The broad toes of the condition may, in rare cases, require surgical intervention. Surgical intervention for thumb deviation may be less impactful due to the thumbs generally functioning well before surgery and common recurrence of the deviation after surgery.

=== Anaesthesia and other surgical considerations ===
48% of adults with the disorder require surgery at least once, with half of them requiring two or more surgeries. Children with the disorder receive anaesthetics at a proportion higher than typically developing children.

Anaesthesia may be dangerous in these patients. In some cases, individuals with Rubinstein–Taybi syndrome may have complications, such as respiratory distress and irregular heartbeats when the muscle relaxant succinylcholine or the anaesthetic atropine are administered.

Primary literature suggests the children may have a higher rate of cardiac physical and conduction abnormalities which may cause unexpected results with cardioactive medications. Changes in the face and airway structure may making it more difficult to secure the airway under anaesthesia; rarely, the placement of nasopharyngeal or oropharyngeal airway devices may be inhibited due to unique anatomical structures. However, complications appeared in a minority of cases, and routine methods of airway control in the operating room appears to be successful.

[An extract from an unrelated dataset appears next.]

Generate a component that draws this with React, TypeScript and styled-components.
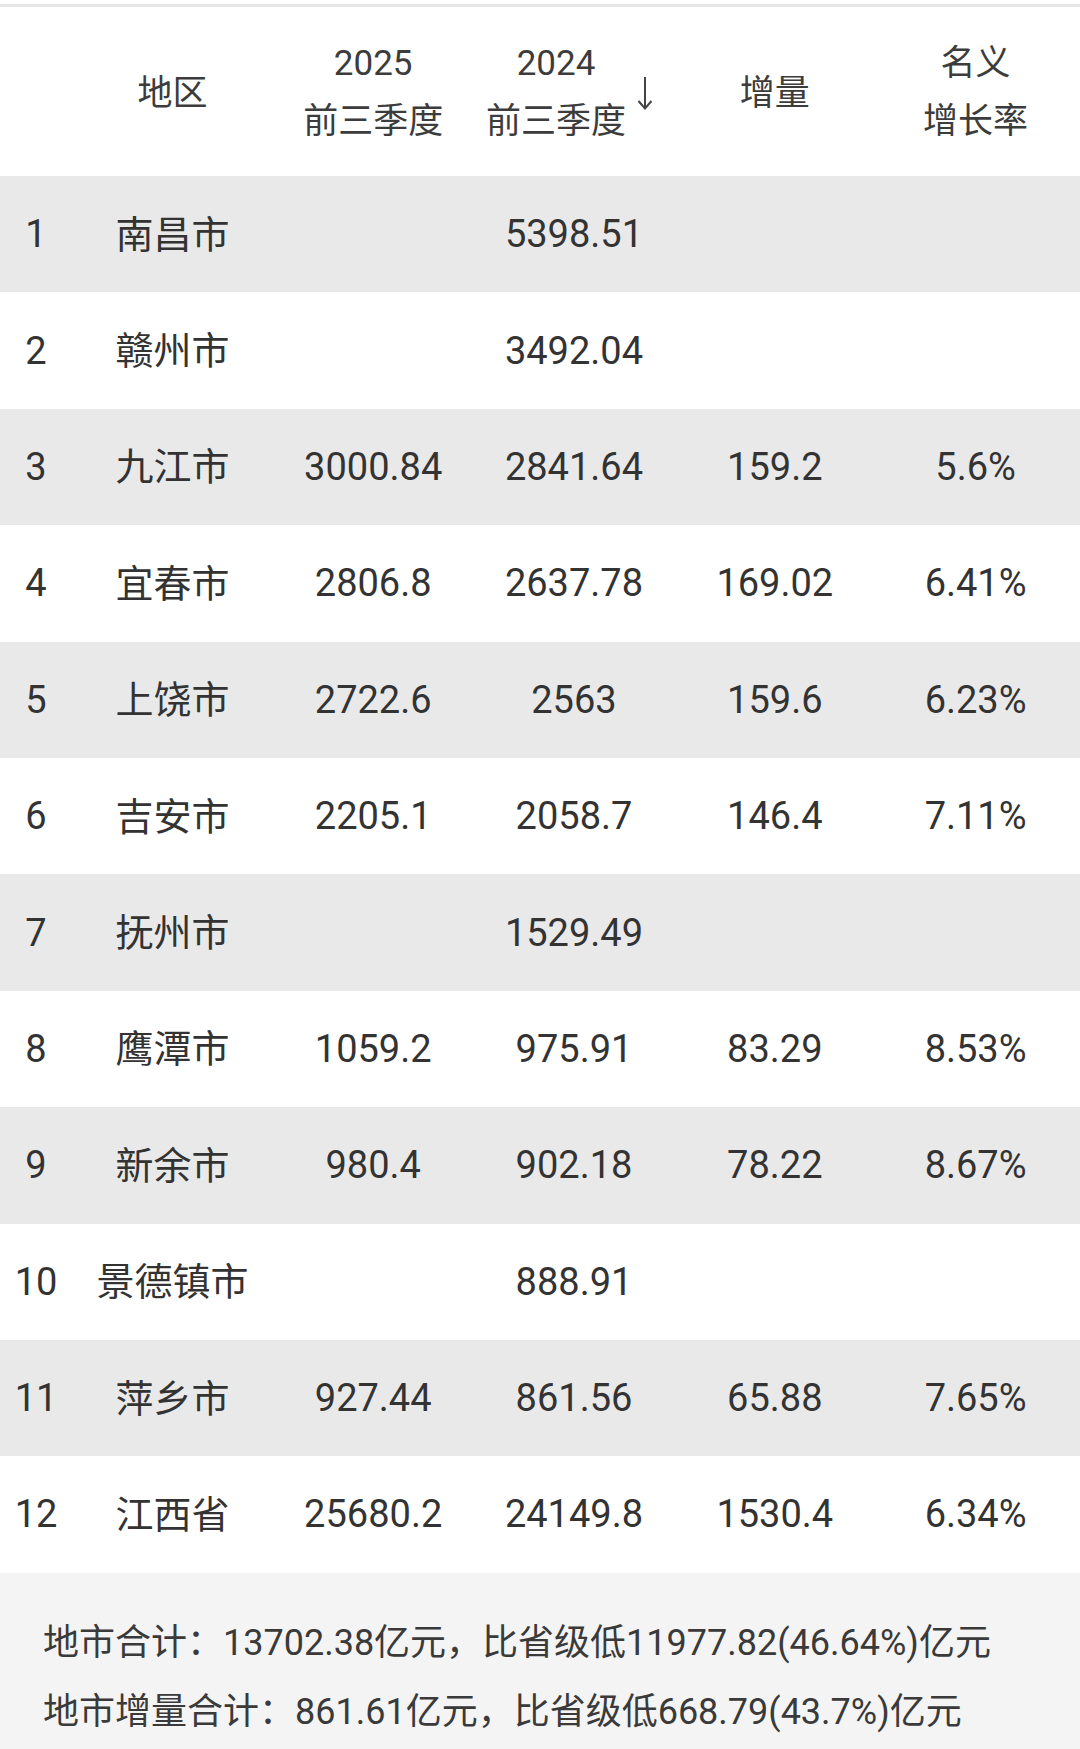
import React from "react";
import styled, { createGlobalStyle } from "styled-components";

const GlobalStyle = createGlobalStyle`
  html, body {
    margin: 0;
    padding: 0;
    background: #fff;
  }
  body {
    font-family: Roboto, "Noto Sans CJK SC", "Noto Sans", sans-serif;
    color: #333;
  }
`;

type Row = {
  rank: number;
  name: string;
  y2025: string;
  y2024: string;
  delta: string;
  rate: string;
};

const rows: Row[] = [
  { rank: 1, name: "南昌市", y2025: "", y2024: "5398.51", delta: "", rate: "" },
  { rank: 2, name: "赣州市", y2025: "", y2024: "3492.04", delta: "", rate: "" },
  { rank: 3, name: "九江市", y2025: "3000.84", y2024: "2841.64", delta: "159.2", rate: "5.6%" },
  { rank: 4, name: "宜春市", y2025: "2806.8", y2024: "2637.78", delta: "169.02", rate: "6.41%" },
  { rank: 5, name: "上饶市", y2025: "2722.6", y2024: "2563", delta: "159.6", rate: "6.23%" },
  { rank: 6, name: "吉安市", y2025: "2205.1", y2024: "2058.7", delta: "146.4", rate: "7.11%" },
  { rank: 7, name: "抚州市", y2025: "", y2024: "1529.49", delta: "", rate: "" },
  { rank: 8, name: "鹰潭市", y2025: "1059.2", y2024: "975.91", delta: "83.29", rate: "8.53%" },
  { rank: 9, name: "新余市", y2025: "980.4", y2024: "902.18", delta: "78.22", rate: "8.67%" },
  { rank: 10, name: "景德镇市", y2025: "", y2024: "888.91", delta: "", rate: "" },
  { rank: 11, name: "萍乡市", y2025: "927.44", y2024: "861.56", delta: "65.88", rate: "7.65%" },
  { rank: 12, name: "江西省", y2025: "25680.2", y2024: "24149.8", delta: "1530.4", rate: "6.34%" },
];

function SortArrow() {
  return (
    <ArrowIcon width="18" height="34" viewBox="0 0 18 34" fill="none">
      <path d="M9 1 V32" stroke="#444" strokeWidth="2" />
      <path d="M2.5 25 L9 32.5 L15.5 25" stroke="#444" strokeWidth="2" strokeLinejoin="miter" />
    </ArrowIcon>
  );
}

export default function App() {
  return (
    <>
      <GlobalStyle />
      <Page>
        <TopRule />
        <HeaderRow>
          <HeadCell />
          <HeadCell $lift>地区</HeadCell>
          <HeadCell>
            <HeadStack>
              <span>2025</span>
              <span>前三季度</span>
            </HeadStack>
          </HeadCell>
          <HeadCell $shift={8}>
            <HeadStack>
              <span>2024</span>
              <span>前三季度</span>
            </HeadStack>
            <SortArrow />
          </HeadCell>
          <HeadCell $lift>增量</HeadCell>
          <HeadCell>
            <HeadStack>
              <span>名义</span>
              <span>增长率</span>
            </HeadStack>
          </HeadCell>
        </HeaderRow>

        {rows.map((r) => (
          <BodyRow key={r.rank} $shaded={r.rank % 2 === 1}>
            <Cell>{r.rank}</Cell>
            <Cell $cjk>{r.name}</Cell>
            <Cell>{r.y2025}</Cell>
            <Cell>{r.y2024}</Cell>
            <Cell>{r.delta}</Cell>
            <Cell>{r.rate}</Cell>
          </BodyRow>
        ))}

        <Footer>
          <FooterLine>地市合计：13702.38亿元，比省级低11977.82(46.64%)亿元</FooterLine>
          <FooterLine>地市增量合计：861.61亿元，比省级低668.79(43.7%)亿元</FooterLine>
        </Footer>
      </Page>
    </>
  );
}

const Page = styled.div`
  width: 1080px;
  padding-top: 4px;
`;

const TopRule = styled.div`
  height: 3px;
  background: #e6e6e6;
`;

const Grid = styled.div`
  display: grid;
  grid-template-columns: 72px repeat(5, 1fr);
  padding-right: 4px;
`;

const HeaderRow = styled(Grid)`
  height: 169px;
  box-sizing: border-box;
  padding-top: 3px;
  background: #fff;
  color: #3c3c3c;
  font-size: 35px;
`;

const HeadCell = styled.div<{ $shift?: number; $lift?: boolean }>`
  display: flex;
  align-items: center;
  justify-content: center;
  gap: 10px;
  padding-right: ${(p) => p.$shift ?? 0}px;
  padding-bottom: ${(p) => (p.$lift ? 7 : 0)}px;
`;

const HeadStack = styled.div`
  display: flex;
  flex-direction: column;
  align-items: center;
  line-height: 58px;
`;

const ArrowIcon = styled.svg`
  display: block;
  flex-shrink: 0;
`;

const BodyRow = styled(Grid)<{ $shaded: boolean }>`
  height: 116.4px;
  background: ${(p) => (p.$shaded ? "#e9e9e9" : "#fff")};
`;

const Cell = styled.div<{ $cjk?: boolean }>`
  display: flex;
  align-items: center;
  justify-content: center;
  font-size: 38px;
  color: #333;
  white-space: nowrap;
  padding-bottom: ${(p) => (p.$cjk ? 6 : 0)}px;
`;

const Footer = styled.div`
  height: 176px;
  box-sizing: border-box;
  background: #f4f4f4;
  padding: 36px 0 0 43px;
`;

const FooterLine = styled.div`
  font-size: 36px;
  line-height: 69px;
  color: #3a3a3a;
  white-space: nowrap;
`;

Laryngomalacia and augmented airway reactivity can complicate perioperative ventilation and post-exubation care.

Opioid use is not contraindicated for pain management in these patients, but the meta-analysis urges "judicious" use of the medications to prevent apnoeas and the exacerbation of obstructive symptoms; it instead recommends the use of non-steroidal anti-inflammatory medications. It also recommends that procedures be bundled to reduce the risk of anaesthetic complications.

According to the meta-analysis, polysomonography should be considered before surgery.

== History ==

Rubinstein–Taybi syndrome was first unofficially mentioned in a French orthopedic medical journal in 1957 by 3 Greek doctors. The medical journal reported a case concerning a seven-year-old boy with radically deviated/arched thumbs, long nose, muscular hypotonia, and physical and mental underdevelopment. At this point in time the case study mentioned by the Greek physicians was considered to be an anomaly due to the fact that there had not been any other reported cases of children with these specific physical and mental characteristics.

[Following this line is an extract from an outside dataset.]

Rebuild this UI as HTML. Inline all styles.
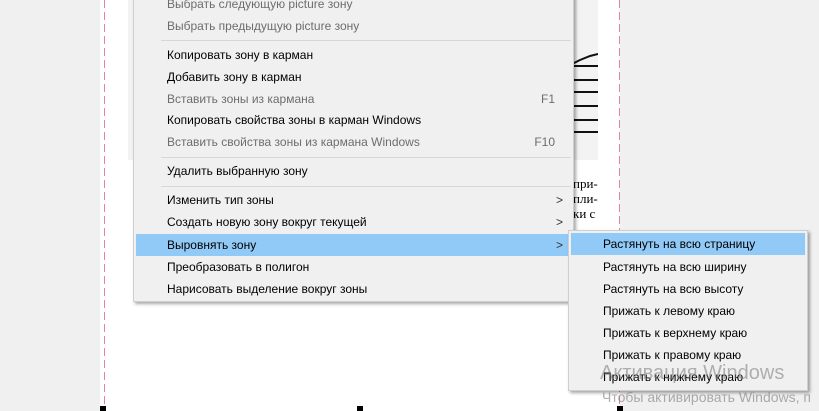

Rubinstein and Taybi, the doctors accredited with discovering the syndrome, were unaware of this journal at the time of their discovery. However, it is acknowledged that the 1957 case reported in the French journal of orthopedic medicine is most likely the first reported case of RTS.

Dr. Jack Herbert Rubinstein, an American pediatrician. reported assessing a three-year-old girl and a seven-year-old boy with unusual facial and digital findings in 1958. Having sensed a similarity between these two cases, Rubinstein tried distributing photos and information concerning these two cases to other clinics in the U.S. from 1959 to 1960.

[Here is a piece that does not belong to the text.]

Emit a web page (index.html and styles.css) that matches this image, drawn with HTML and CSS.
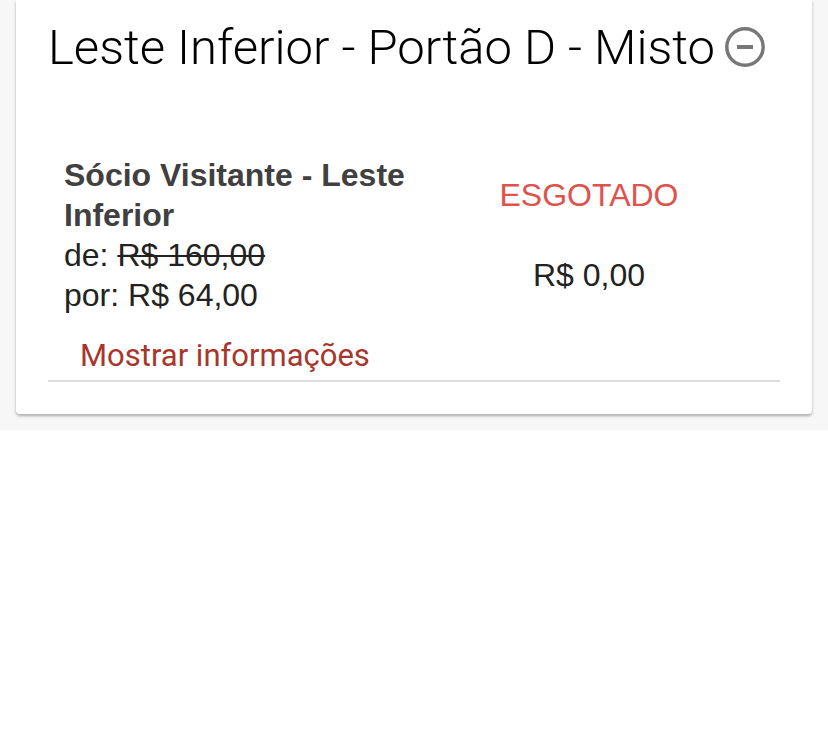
FILE: index.html
```html
<!DOCTYPE html>
<html lang="pt-BR">
<head>
    <meta charset="UTF-8">
    <meta name="viewport" content="width=device-width, initial-scale=1.0">
    <title>Ingressos</title>
    <link rel="stylesheet" href="styles.css">
</head>
<body>
    <div class="sector-wrap">
        <div class="sector-card">
            <div class="sector-header">
                <h2 class="sector-title">Leste Inferior - Portão D - Misto</h2>
                <button class="collapse-btn" aria-label="Recolher">
                    <svg width="40" height="40" viewBox="0 0 40 40">
                        <circle cx="20" cy="20" r="18.2" fill="none" stroke="#777" stroke-width="3.5"></circle>
                        <rect x="12" y="18" width="16" height="4" fill="#777"></rect>
                    </svg>
                </button>
            </div>

            <div class="ticket">
                <div class="ticket-row">
                    <div class="ticket-info">
                        <div class="ticket-name">Sócio Visitante - Leste Inferior</div>
                        <div class="ticket-price">de: <s>R$ 160,00</s></div>
                        <div class="ticket-price">por: R$ 64,00</div>
                    </div>
                    <div class="ticket-status">
                        <div class="sold-out">ESGOTADO</div>
                        <div class="total">R$ 0,00</div>
                    </div>
                </div>
                <button class="info-btn">Mostrar informações</button>
            </div>
        </div>
    </div>
</body>
</html>
```

FILE: styles.css
```css
body {
    margin: 0;
    font-family: "Liberation Sans", Arial, sans-serif;
    background-color: #fff;
}
.sector-wrap {
    background-color: #f7f7f7;
    padding: 0 16px 16px;
}
.sector-card {
    background-color: #fff;
    border-radius: 0 0 4px 4px;
    box-shadow: 0 2px 3px rgba(0, 0, 0, 0.3);
    padding: 0 32px 32px;
}
.sector-header {
    display: flex;
    align-items: center;
    height: 94px;
}
.sector-title {
    margin: 0;
    font-family: Roboto, sans-serif;
    font-weight: 300;
    font-size: 49px;
    color: #000;
}
.collapse-btn {
    background: none;
    border: none;
    padding: 0;
    margin-left: 10px;
    display: flex;
}
.ticket {
    margin-top: 61px;
    border-bottom: 2px solid #ddd;
}
.ticket-row {
    display: flex;
    padding: 0 16px;
}
.ticket-info,
.ticket-status {
    flex: 1;
}
.ticket-name {
    font-weight: bold;
    font-size: 32px;
    line-height: 40px;
    color: #404040;
}
.ticket-price {
    font-size: 32px;
    line-height: 40px;
    color: #222;
}
.ticket-price s {
    text-decoration-thickness: 2px;
}
.ticket-status {
    text-align: center;
    font-size: 32px;
}
.sold-out {
    color: #e0524c;
    margin-top: 20px;
    line-height: 40px;
}
.total {
    color: #222;
    margin-top: 40px;
    line-height: 40px;
}
.info-btn {
    display: block;
    background: none;
    border: none;
    font-family: Roboto, sans-serif;
    font-size: 31px;
    line-height: 40px;
    color: #a8362c;
    padding: 21px 32px 4px;
    cursor: pointer;
}
```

In 1961, Dr. Hooshang Taybi, an Iranian-American pediatric radiologist, reported having assessed a three-year-old boy that appeared to have the same syndrome as described by Rubinstein. By the summer of 1963, Dr. Taybi reported having evaluated seven children with such characteristics as broad thumbs and great toes, unusual facial features, and intellectual disabilities – these findings went on to appear in the American Journal of Diseases of Children documenting these characteristics as a syndrome.

In 1992, the first genetic abnormalities that act as markers for Rubinstein-Taybi syndrome were identified. These abnormalities are said to affect either chromosome 16 or chromosome 22. The specific chromosome impacted by a mutation determines the type of Rubinstein–Taybi syndrome that may occur. A mutation of the CREBBP gene on chromosome 16 gives rise to the first form of RTS (most common), while a mutation of the EP300 gene on chromosome 22 is characteristic of the second form of RTS.